• **Source data**:

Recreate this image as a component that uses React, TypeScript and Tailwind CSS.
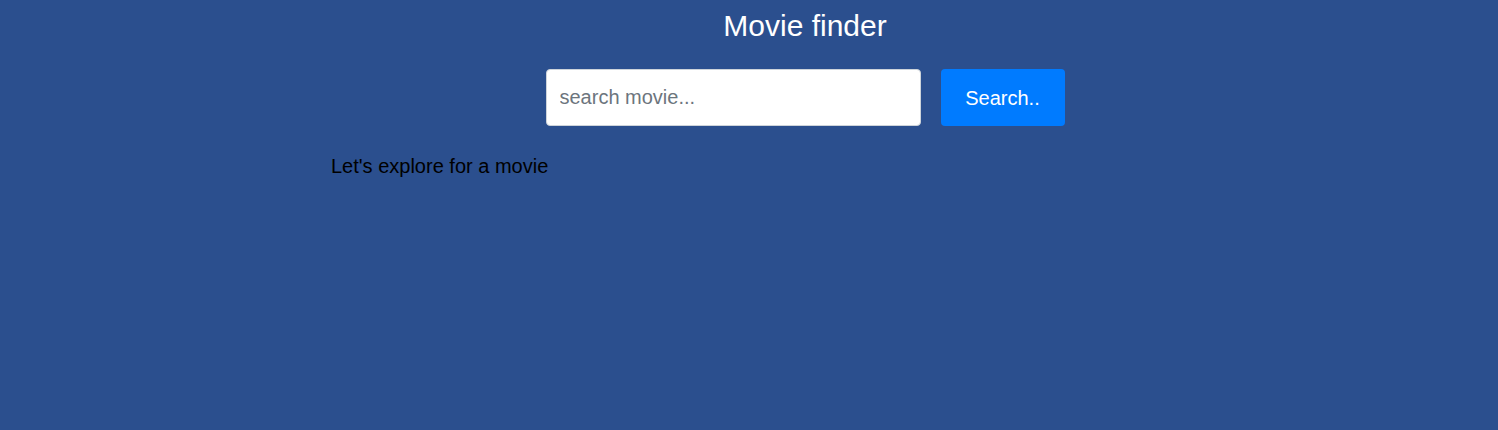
import React, { useState } from 'react';

const App = () => {
  const [query, setQuery] = useState('');

  return (
    <main
      className="min-h-screen w-full bg-[#2b4f8e] text-black"
      style={{ fontFamily: '"Liberation Sans", Arial, sans-serif' }}
    >
      {/* header is centred slightly right of the page centre */}
      <div className="pl-[112px]">
        <h1 className="pt-[9px] text-center text-[30px] leading-[34px] text-white">
          Movie finder
        </h1>

        <div className="mt-[26px] flex justify-center gap-5">
          <input
            type="text"
            value={query}
            onChange={(e) => setQuery(e.target.value)}
            placeholder="search movie..."
            className="h-[57px] w-[375px] rounded border border-[#ced4da] bg-white px-[13px] text-[20px] text-[#495057] outline-none placeholder:text-[#6c757d]"
          />
          <button className="h-[57px] w-[124px] rounded bg-[#007bff] text-[20px] text-white">
            Search..
          </button>
        </div>
      </div>

      {/* results area */}
      <div className="mx-auto mt-[29px] w-[836px]">
        <p className="text-[20px] leading-[23px]">Let's explore for a movie</p>
      </div>
    </main>
  );
};

export default App;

• **Exercise**: For each line in the data above that contains the string "React", extract the line.

• **Answer to the task**:
Recreate this image as a component that uses React, TypeScript and Tailwind CSS.
import React, { useState } from 'react';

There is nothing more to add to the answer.